Will (Josh Hopkins, "Cougar Town") just broke up with his long time girlfriend, only to find out that his estranged father passed away. Dad got sick of old mom (Mary Beth Hurt) bitching up the place, so he pulled up stakes and set down a mile west in the Amish hinterlands of Lebanon, PA. And now Will must go bury his father and arrange the house. While in for the funeral, Will meets his cousins of some degrees out. Andy (Ian Merill Peakes) is a gruff and devoutly Christian truck driver raising two children on his own. His daughter CJ (Rachel Kitson) is a perfect child. Polite, devout, and apparently sexually active. CJ discovers that she's pregnant, and she confides in Will. Meanwhile, Will's conveniently and immediately fallen for Lebanon local, Vicki (Samantha Mathis, back from the motherfucking grave and kicking ass), a married teacher. But that won't stop our city boy and his city ways and so he's determined to woo her.

From there, the script progresses where you'd expect it to go, unless you've never seen anything playing on ABC Family, and then to you I say a blessed and fortunate life you live. However, it doesn't get there how you'd expect, which is part of what keeps Lebanon, PA just barely adrift in the medocri-tea. When CJ discovers that she's pregnant, it's not like she flies off the handle, runs crying up to her room, flings herself on the bed and tantrums until she gets her own sitcom on MTV2. She's very calm and logical about it. She starts weighing her options. She goes to Planned Parenthood, and she goes to a Christian counseling center. Neither option is particularly appealing, so she starts to choose: adoption or abortion. I don't know how he pulls it off, but that glorious bastard Hickernell manages to just careful edge it out of afterschool special. It's never preachy. In fact, the Christianity is done very tastefully. Will's the cocky atheist, but Rachel still insists on saying grace over her food. Andy brings the priest over and starts to force wedding plans on CJ and her boyfriend, but CJ handles the whole thing with a steady calm.

And while it was nice to see Samantha Mathis back in action, the Will-seeking-the-married schoolteacher storyline was completely baffling, but without it, the narrative would have gone all mushy like a victim of Sub-Zero's spine-rip. We never see Vicki's husband until after the affair, so we have no reason to hate him. Will seems perfectly content to swoop into town and destroy every life he can before sauntering back to Philly. And then, thanks to the feminine wiles of Ms. New Booty, Will starts deciding he might want to stay in the suburbs after all. This is the part of the story I enjoyed the most, watching the country devour the big city boy instead of the more common reverse. Small towns can be fiercely set in their ways, and the more liberal minds can get easily whomped by the unwavering faith of the small town devout. And, oh boy, does Will get his ass handed to him. Metaphorically. Well, and then physically.
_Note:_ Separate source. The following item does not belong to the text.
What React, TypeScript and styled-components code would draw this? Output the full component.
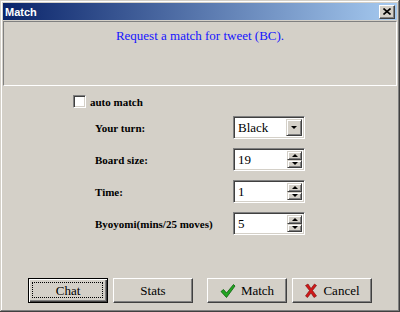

While the plot points might make the less refined among you roll your eyes, the acting leaves no question to its fantastitude. The pros are tops. Josh Hopkins is incredibly charming as Will, and he damn well has to be. With the number of times he sticks his foot in his mouth, he'd be crapping Keds by page 15 if not for his natural vive. Samantha Mathis is still just as good as she was back when she was pumping the jam. Mary Beth Hurt is in that wonderful fierce old lady mode expertly crafted by Carrie Fisher. But it's the Philly locals who simply destroy, putting out performances that show just how much skill comes from Brotherly Love. Ian Merill Peakes is so, so, so smashing as Andy. He's a big dumb truck driver just trying to keep his kids happy and healthy. And I know that sounds like Thomas Jane's Homeless Dad, but really Andy is so likable, even when he's playing the bad guy. But I save my shiniest praise for young Rachel Kitson, who joins several other non-Mice Hice factory pressed teen actresses. This was her first film, which is unfathomable from the performance she throws down. She's got a silent film star beauty, with giant expressive blue eyes and a gentle delivery that make you want to cradle her like a lamb, for God's sake. I can't think of an actress working today who could have pulled off the same faithful innocence without falling into pious or pissed. It's the first of what I hope are many stellar performances from this young ingenue.

As another studious film critic put it, Lebanon, PA is the first film you almost feel obligated to make for a major festival. It's incredibly safe, and at the same time will have a hell of a time finding an audience. It's a little too vulgar for the Christians, and a little too Christian for the vulgarians. (You fuckers know who the fuck you are.) Hickernell needs to buckle down and have confidence in his shots. He's still a little too flashy in his cutting and a little too on the nose with his topicality. But again, I cut the kid some slack because he's out there doing it, and bringing film to my home turf. He'll be back, and he'll be back strong. And if nothing else, he can at least credit this film to bring to our attention the outstanding talent in the Philadelphia area in that of the alluring Rachel Kitson and the magnificent Ian Merill Peakes. It makes me proud of PA, and all the more aching to get back there to join the good fight.